Instruction ▸
Restate the data word for word and leave the images out.

** BEGIN Dataset records **

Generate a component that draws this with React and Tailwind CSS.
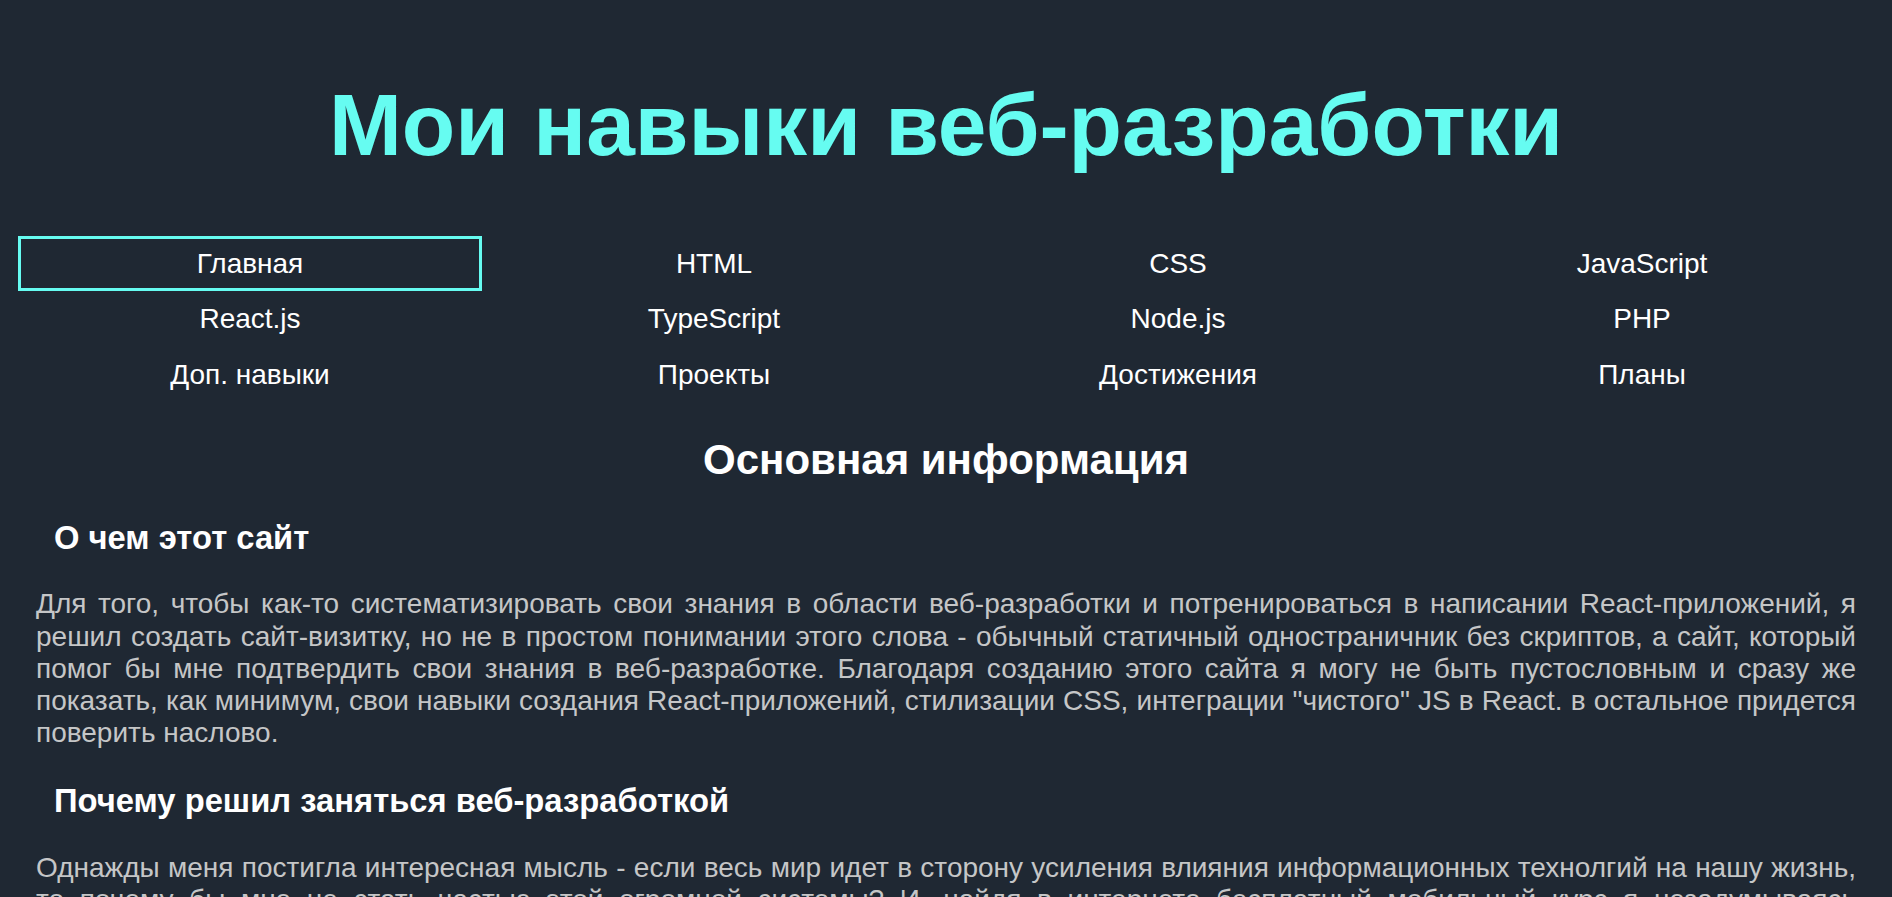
const navItems = [
  'Главная', 'HTML', 'CSS', 'JavaScript',
  'React.js', 'TypeScript', 'Node.js', 'PHP',
  'Доп. навыки', 'Проекты', 'Достижения', 'Планы',
];

export default function App() {
  return (
    <div className="min-h-screen bg-[#1f2833] font-['Liberation_Sans',Arial,sans-serif] pb-10">
      <header className="pt-[75px]">
        <h1 className="text-center text-[87.5px] font-bold leading-[1.15] text-[#66fcf1]">
          Мои навыки веб-разработки
        </h1>
      </header>

      {/* Navigation */}
      <nav className="mt-[60px] grid grid-cols-4 px-[18px]">
        {navItems.map((item, i) => (
          <a
            key={item}
            href="#"
            className={`block border-[3px] py-2 text-center text-[28px] leading-[1.2] text-white ${
              i === 0 ? 'border-[#66fcf1]' : 'border-transparent'
            }`}
          >
            {item}
          </a>
        ))}
      </nav>

      <main>
        <h2 className="mt-[34px] text-center text-[42px] font-bold leading-[1.15] text-white">
          Основная информация
        </h2>

        <section>
          <h3 className="mt-[34px] pl-[54px] text-[32.76px] font-bold leading-[1.15] text-white">
            О чем этот сайт
          </h3>
          <p className="mt-[32px] px-[36px] text-justify text-[28px] leading-[1.15] text-[#c5c6c7]">
            Для того, чтобы как-то систематизировать свои знания в области веб-разработки и потренироваться в написании React-приложений, я решил создать сайт-визитку, но не в простом понимании этого слова - обычный статичный одностраничник без скриптов, а сайт, который помог бы мне подтвердить свои знания в веб-разработке. Благодаря созданию этого сайта я могу не быть пустословным и сразу же показать, как минимум, свои навыки создания React-приложений, стилизации CSS, интеграции "чистого" JS в React. в остальное придется поверить наслово.
          </p>
        </section>

        <section>
          <h3 className="mt-[33px] pl-[54px] text-[32.76px] font-bold leading-[1.15] text-white">
            Почему решил заняться веб-разработкой
          </h3>
          <p className="mt-[32px] px-[36px] text-justify text-[28px] leading-[1.15] text-[#c5c6c7]">
            Однажды меня постигла интересная мысль - если весь мир идет в сторону усиления влияния информационных технолгий на нашу жизнь, то почему бы мне не стать частью этой огромной системы? И, найдя в интернете бесплатный мобильный курс я незадумываясь приступил к обучению. Спустя некоторое время я понял, что это действительно мое, и продолжил изучать веб-разработку уже более серьезно.
          </p>
        </section>
      </main>
    </div>
  );
}
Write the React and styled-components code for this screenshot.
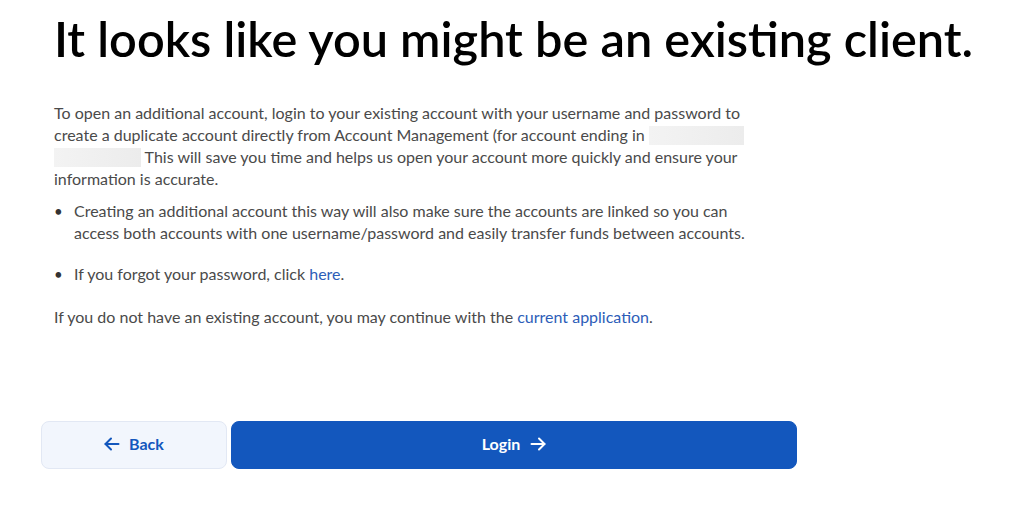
import React from 'react'
import styled, { createGlobalStyle } from 'styled-components'

const GlobalStyle = createGlobalStyle`
  body {
    margin: 0;
    background: #ffffff;
    font-family: Lato, "Open Sans", sans-serif;
  }
`

const Page = styled.div`
  width: 1010px;
  height: 511px;
  padding: 10px 0 0 41px;
  box-sizing: border-box;
`

const Titulo = styled.h1`
  margin: 0 0 0 13px;
  font-size: 48.7px;
  line-height: 56px;
  font-weight: 600;
  color: #000000;
  white-space: nowrap;
`

const Content = styled.div`
  width: 700px;
  margin: 36px 0 0 13px;
  color: #4a4a4a;
  font-size: 16px;
  line-height: 22px;
`

const Paragraph = styled.p`
  margin: ${props => props.$top || 0}px 0 0;
`

const Masked = styled.span`
  display: inline-block;
  width: ${props => props.$w}px;
  height: 19px;
  vertical-align: -4px;
  background: linear-gradient(to right, #f3f3f3, #ececec);
`

const List = styled.ul`
  margin: 10px 0 0;
  padding: 0;
  list-style: none;
`

const Item = styled.li`
  display: flex;
  margin-bottom: ${props => props.$gap || 0}px;
`

const Bullet = styled.span`
  flex: 0 0 20px;
  &::before {
    content: '•';
    font-size: 15px;
    color: #333;
  }
`

const Link = styled.a`
  color: #2d5db8;
  text-decoration: none;
`

const Buttons = styled.div`
  display: flex;
  gap: 4px;
  margin-top: 93px;
`

const Button = styled.button`
  display: flex;
  align-items: center;
  justify-content: center;
  gap: ${props => (props.$primary ? 10 : 9)}px;
  height: 48px;
  width: ${props => props.$w}px;
  padding: 0 0 3px;
  border-radius: 8px;
  font-family: Lato, sans-serif;
  font-size: 16px;
  font-weight: 700;
  cursor: pointer;
  border: 1px solid ${props => (props.$primary ? '#1357bd' : '#e2e8f4')};
  background: ${props => (props.$primary ? '#1357bd' : '#f2f6fd')};
  color: ${props => (props.$primary ? '#ffffff' : '#1357bd')};
`

const Arrow = ({ left }) => (
  <svg width="16" height="16" viewBox="0 0 16 16" fill="none" stroke="currentColor" strokeWidth="2" strokeLinecap="round" strokeLinejoin="round">
    {left ? (
      <>
        <path d="M14.5 8H1.5" />
        <path d="M7 2.5L1.5 8 7 13.5" />
      </>
    ) : (
      <>
        <path d="M1.5 8h13" />
        <path d="M9 2.5l5.5 5.5L9 13.5" />
      </>
    )}
  </svg>
)

const App = () => {
  return (
    <Page>
      <GlobalStyle />
      <Titulo>It looks like you might be an existing client.</Titulo>
      <Content>
        <Paragraph>
          To open an additional account, login to your existing account with your username and password to
          create a duplicate account directly from Account Management (for account ending in <Masked $w={95} />{' '}
          <Masked $w={87} /> This will save you time and helps us open your account more quickly and ensure your
          information is accurate.
        </Paragraph>
        <List>
          <Item $gap={19}>
            <Bullet />
            <span>
              Creating an additional account this way will also make sure the accounts are linked so you can
              access both accounts with one username/password and easily transfer funds between accounts.
            </span>
          </Item>
          <Item>
            <Bullet />
            <span>
              If you forgot your password, click <Link href="#">here</Link>.
            </span>
          </Item>
        </List>
        <Paragraph $top={21}>
          If you do not have an existing account, you may continue with the <Link href="#">current application</Link>.
        </Paragraph>
      </Content>
      <Buttons>
        <Button $w={186}>
          <Arrow left />
          Back
        </Button>
        <Button $primary $w={566}>
          Login
          <Arrow />
        </Button>
      </Buttons>
    </Page>
  )
}

export default App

** END Dataset records **

Task solution ▸
Generate a component that draws this with React and Tailwind CSS.
const navItems = [
  'Главная', 'HTML', 'CSS', 'JavaScript',
  'React.js', 'TypeScript', 'Node.js', 'PHP',
  'Доп. навыки', 'Проекты', 'Достижения', 'Планы',
];

export default function App() {
  return (
    <div className="min-h-screen bg-[#1f2833] font-['Liberation_Sans',Arial,sans-serif] pb-10">
      <header className="pt-[75px]">
        <h1 className="text-center text-[87.5px] font-bold leading-[1.15] text-[#66fcf1]">
          Мои навыки веб-разработки
        </h1>
      </header>

      {/* Navigation */}
      <nav className="mt-[60px] grid grid-cols-4 px-[18px]">
        {navItems.map((item, i) => (
          <a
            key={item}
            href="#"
            className={`block border-[3px] py-2 text-center text-[28px] leading-[1.2] text-white ${
              i === 0 ? 'border-[#66fcf1]' : 'border-transparent'
            }`}
          >
            {item}
          </a>
        ))}
      </nav>

      <main>
        <h2 className="mt-[34px] text-center text-[42px] font-bold leading-[1.15] text-white">
          Основная информация
        </h2>

        <section>
          <h3 className="mt-[34px] pl-[54px] text-[32.76px] font-bold leading-[1.15] text-white">
            О чем этот сайт
          </h3>
          <p className="mt-[32px] px-[36px] text-justify text-[28px] leading-[1.15] text-[#c5c6c7]">
            Для того, чтобы как-то систематизировать свои знания в области веб-разработки и потренироваться в написании React-приложений, я решил создать сайт-визитку, но не в простом понимании этого слова - обычный статичный одностраничник без скриптов, а сайт, который помог бы мне подтвердить свои знания в веб-разработке. Благодаря созданию этого сайта я могу не быть пустословным и сразу же показать, как минимум, свои навыки создания React-приложений, стилизации CSS, интеграции "чистого" JS в React. в остальное придется поверить наслово.
          </p>
        </section>

        <section>
          <h3 className="mt-[33px] pl-[54px] text-[32.76px] font-bold leading-[1.15] text-white">
            Почему решил заняться веб-разработкой
          </h3>
          <p className="mt-[32px] px-[36px] text-justify text-[28px] leading-[1.15] text-[#c5c6c7]">
            Однажды меня постигла интересная мысль - если весь мир идет в сторону усиления влияния информационных технолгий на нашу жизнь, то почему бы мне не стать частью этой огромной системы? И, найдя в интернете бесплатный мобильный курс я незадумываясь приступил к обучению. Спустя некоторое время я понял, что это действительно мое, и продолжил изучать веб-разработку уже более серьезно.
          </p>
        </section>
      </main>
    </div>
  );
}
Write the React and styled-components code for this screenshot.
import React from 'react'
import styled, { createGlobalStyle } from 'styled-components'

const GlobalStyle = createGlobalStyle`
  body {
    margin: 0;
    background: #ffffff;
    font-family: Lato, "Open Sans", sans-serif;
  }
`

const Page = styled.div`
  width: 1010px;
  height: 511px;
  padding: 10px 0 0 41px;
  box-sizing: border-box;
`

const Titulo = styled.h1`
  margin: 0 0 0 13px;
  font-size: 48.7px;
  line-height: 56px;
  font-weight: 600;
  color: #000000;
  white-space: nowrap;
`

const Content = styled.div`
  width: 700px;
  margin: 36px 0 0 13px;
  color: #4a4a4a;
  font-size: 16px;
  line-height: 22px;
`

const Paragraph = styled.p`
  margin: ${props => props.$top || 0}px 0 0;
`

const Masked = styled.span`
  display: inline-block;
  width: ${props => props.$w}px;
  height: 19px;
  vertical-align: -4px;
  background: linear-gradient(to right, #f3f3f3, #ececec);
`

const List = styled.ul`
  margin: 10px 0 0;
  padding: 0;
  list-style: none;
`

const Item = styled.li`
  display: flex;
  margin-bottom: ${props => props.$gap || 0}px;
`

const Bullet = styled.span`
  flex: 0 0 20px;
  &::before {
    content: '•';
    font-size: 15px;
    color: #333;
  }
`

const Link = styled.a`
  color: #2d5db8;
  text-decoration: none;
`

const Buttons = styled.div`
  display: flex;
  gap: 4px;
  margin-top: 93px;
`

const Button = styled.button`
  display: flex;
  align-items: center;
  justify-content: center;
  gap: ${props => (props.$primary ? 10 : 9)}px;
  height: 48px;
  width: ${props => props.$w}px;
  padding: 0 0 3px;
  border-radius: 8px;
  font-family: Lato, sans-serif;
  font-size: 16px;
  font-weight: 700;
  cursor: pointer;
  border: 1px solid ${props => (props.$primary ? '#1357bd' : '#e2e8f4')};
  background: ${props => (props.$primary ? '#1357bd' : '#f2f6fd')};
  color: ${props => (props.$primary ? '#ffffff' : '#1357bd')};
`

const Arrow = ({ left }) => (
  <svg width="16" height="16" viewBox="0 0 16 16" fill="none" stroke="currentColor" strokeWidth="2" strokeLinecap="round" strokeLinejoin="round">
    {left ? (
      <>
        <path d="M14.5 8H1.5" />
        <path d="M7 2.5L1.5 8 7 13.5" />
      </>
    ) : (
      <>
        <path d="M1.5 8h13" />
        <path d="M9 2.5l5.5 5.5L9 13.5" />
      </>
    )}
  </svg>
)

const App = () => {
  return (
    <Page>
      <GlobalStyle />
      <Titulo>It looks like you might be an existing client.</Titulo>
      <Content>
        <Paragraph>
          To open an additional account, login to your existing account with your username and password to
          create a duplicate account directly from Account Management (for account ending in <Masked $w={95} />{' '}
          <Masked $w={87} /> This will save you time and helps us open your account more quickly and ensure your
          information is accurate.
        </Paragraph>
        <List>
          <Item $gap={19}>
            <Bullet />
            <span>
              Creating an additional account this way will also make sure the accounts are linked so you can
              access both accounts with one username/password and easily transfer funds between accounts.
            </span>
          </Item>
          <Item>
            <Bullet />
            <span>
              If you forgot your password, click <Link href="#">here</Link>.
            </span>
          </Item>
        </List>
        <Paragraph $top={21}>
          If you do not have an existing account, you may continue with the <Link href="#">current application</Link>.
        </Paragraph>
      </Content>
      <Buttons>
        <Button $w={186}>
          <Arrow left />
          Back
        </Button>
        <Button $primary $w={566}>
          Login
          <Arrow />
        </Button>
      </Buttons>
    </Page>
  )
}

export default App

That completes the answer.